The girl on the bus
In St. Petersburg, Florida, this morning a thirteen-year-old girl shot herself on the school bus. No one knows why, it says here. Police are more concerned with where she got the gun and how she brought it on the bus. Imagine being in that kind of despair, surrounded by clueless adults.
Yes, imagine. I don't know what we do now.
I spent yesterday listening to Britten's War Requiem, his response to the catastrophe of the twentieth century, the long war which saw far more civilians than combatants killed. Combining the Latin mass for the dead with the poems of Wilfred Owen, who died days before the end of the Great War, it was written to consecrate the building that rose beside the bombed-out Coventry Cathedral. Britten was condemned for sticking to his pacifist principles as England fought for its survival, but by 1960 he was so central to the country's musical life that no one else could be asked to compose for the occasion. By turns melancholy and enraged, the Requiem is a masterpiece that ends with consolation as the two (dead) soldiers repeat the words "Let us sleep now."
It feels like something died this week in a country largely untouched by bombs and death squads throughout the twentieth century. There was small-scale ugliness, riots, lynchings, mass murder, but Bin Laden kindly held off his atrocity until 2001. There was corruption, too, but the crimes we call Watergate were uncovered and punished, however incompletely and unsatisfyingly. Hope was always in the bottom of the jar when everything evil escaped into the air. We could believe, with Anne Frank, that people are really good at heart. Although I prefer to believe, with Mike Nichols, "If you think there's good in everybody, you haven't met everybody." Born in Germany in 1931, he was luckier than she was.
Who am I to feel let down by America? By the millions who voted for cruelty, vengeance and hate and by the greater millions who shrugged their vote away? I sit here and type my snarky little blog every day and I don't have to worry about being arrested, deported, or gunned down by indemnified police and sovereign sheriffs. A few people read it and then we get on with our day. Really, what was I going to write about if the results had been different? Why nobody ever seems to fix the postal service, or why my friend on Social Security still has to work every day? These are problems that can be fixed, not the equivalent of Snowden's secret. Remember? Yossarian carefully binds up his friend's minor wounds just as he was trained, then unzips his jacket...

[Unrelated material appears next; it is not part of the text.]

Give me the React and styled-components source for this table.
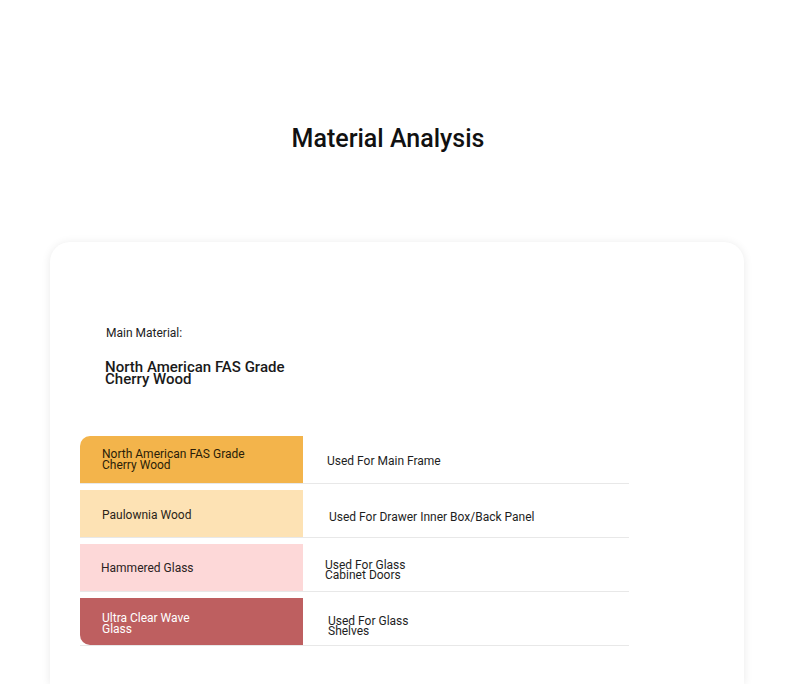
import React from "react";
import styled, { createGlobalStyle } from "styled-components";

const Global = createGlobalStyle`
  html, body { margin: 0; padding: 0; background: #ffffff; }
  body { font-family: Roboto, "Liberation Sans", Arial, sans-serif; color: #1a1a1a; }
  * { box-sizing: border-box; }
`;

const Page = styled.div`
  width: 790px;
  height: 684px;
  overflow: hidden;
  display: flex;
  flex-direction: column;
  align-items: center;
  padding-top: 125px;
`;

const Title = styled.h1`
  margin: 0 14px 0 0;
  font-size: 25px;
  line-height: 28px;
  font-weight: 500;
  color: #111;
`;

const Card = styled.section`
  margin-top: 89px;
  width: 694px;
  flex: 1;
  align-self: flex-start;
  margin-left: 50px;
  background: #fff;
  border-radius: 20px 20px 0 0;
  box-shadow: 0 1px 10px rgba(0, 0, 0, 0.09);
  padding: 84px 30px 0 30px;
`;

const Intro = styled.div`
  padding-left: 26px;
  display: flex;
  flex-direction: column;
  gap: 21px;
`;

const Label = styled.div`
  font-size: 12px;
  line-height: 14px;
  color: #222;
`;

const MainName = styled.div`
  font-size: 15px;
  line-height: 12px;
  font-weight: 500;
  color: #1a1a1a;
  padding-bottom: 6px;
  margin-left: -1px;
`;

const Table = styled.div`
  margin-top: 45px;
  width: 549px;
  display: flex;
  flex-direction: column;
  gap: 6px;
`;

const Row = styled.div`
  display: flex;
  height: 48px;
  border-bottom: 1px solid #e8e8e8;
`;

const NameCell = styled.div`
  width: 223px;
  flex-shrink: 0;
  display: flex;
  align-items: center;
  padding-left: ${(p) => p.$pad}px;
  padding-top: ${(p) => p.$shift}px;
  background: ${(p) => p.$bg};
  color: ${(p) => p.$fg};
  font-size: 12px;
  line-height: 11px;
  border-radius: ${(p) => p.$radius};
`;

const UseCell = styled.div`
  flex: 1;
  display: flex;
  align-items: center;
  padding-left: ${(p) => p.$pad}px;
  padding-top: ${(p) => p.$shift}px;
  font-size: 12px;
  line-height: 10px;
  color: #1e1e1e;
`;

const Lines = ({ lines }) =>
  lines.map((l, i) => (
    <React.Fragment key={i}>
      {i > 0 && <br />}
      {l}
    </React.Fragment>
  ));

const rows = [
  {
    name: ["North American FAS Grade", "Cherry Wood"],
    use: ["Used For Main Frame"],
    bg: "#f3b44b",
    fg: "#2a1d08",
    namePad: 22,
    nameShift: 1,
    usePad: 24,
    shift: 2,
    radius: "10px 0 0 0",
  },
  {
    name: ["Paulownia Wood"],
    use: ["Used For Drawer Inner Box/Back Panel"],
    bg: "#fde2b4",
    fg: "#2a2418",
    namePad: 22,
    nameShift: 3,
    usePad: 26,
    shift: 6,
    radius: "0",
  },
  {
    name: ["Hammered Glass"],
    use: ["Used For Glass", "Cabinet Doors"],
    bg: "#fdd8d8",
    fg: "#2b2222",
    namePad: 21,
    nameShift: 2,
    usePad: 22,
    shift: 4,
    radius: "0",
  },
  {
    name: ["Ultra Clear Wave", "Glass"],
    use: ["Used For Glass", "Shelves"],
    bg: "#be5f60",
    fg: "#ffffff",
    namePad: 22,
    nameShift: 4,
    usePad: 25,
    shift: 8,
    radius: "0 0 0 10px",
  },
];

export default function App() {
  return (
    <>
      <Global />
      <Page>
        <Title>Material Analysis</Title>
        <Card>
          <Intro>
            <Label>Main Material:</Label>
            <MainName>
              North American FAS Grade
              <br />
              Cherry Wood
            </MainName>
          </Intro>
          <Table>
            {rows.map((r, i) => (
              <Row key={i}>
                <NameCell
                  $bg={r.bg}
                  $fg={r.fg}
                  $pad={r.namePad}
                  $shift={r.nameShift}
                  $radius={r.radius}
                >
                  <span>
                    <Lines lines={r.name} />
                  </span>
                </NameCell>
                <UseCell $pad={r.usePad} $shift={r.shift}>
                  <span>
                    <Lines lines={r.use} />
                  </span>
                </UseCell>
              </Row>
            ))}
          </Table>
        </Card>
      </Page>
    </>
  );
}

Snowden's secret is that there's not a thing Yossarian or anyone else can do for him. He's finished. Right now it feels finished. I'm happy for Sarah McBride, the first openly transgendered member of Congress. Karma threw us a bone. She brings to mind Hiram Revels of Mississippi, the first Black member of Congress in 1870. The end of Reconstruction and his career was not far off. By 1876 the Party of Lincoln was already at the end of its usefulness.
"Setbacks are unavoidable, but giving up is unforgivable," said Joe Biden. That's some Kristallnacht of a setback, sir, would you like to help us sweep up the glass? I can hardly wait to find out what happens when the most depraved criminal in American history assumes control of the government, his Enabling Act already approved by the Supreme Court. Enjoy your retirement.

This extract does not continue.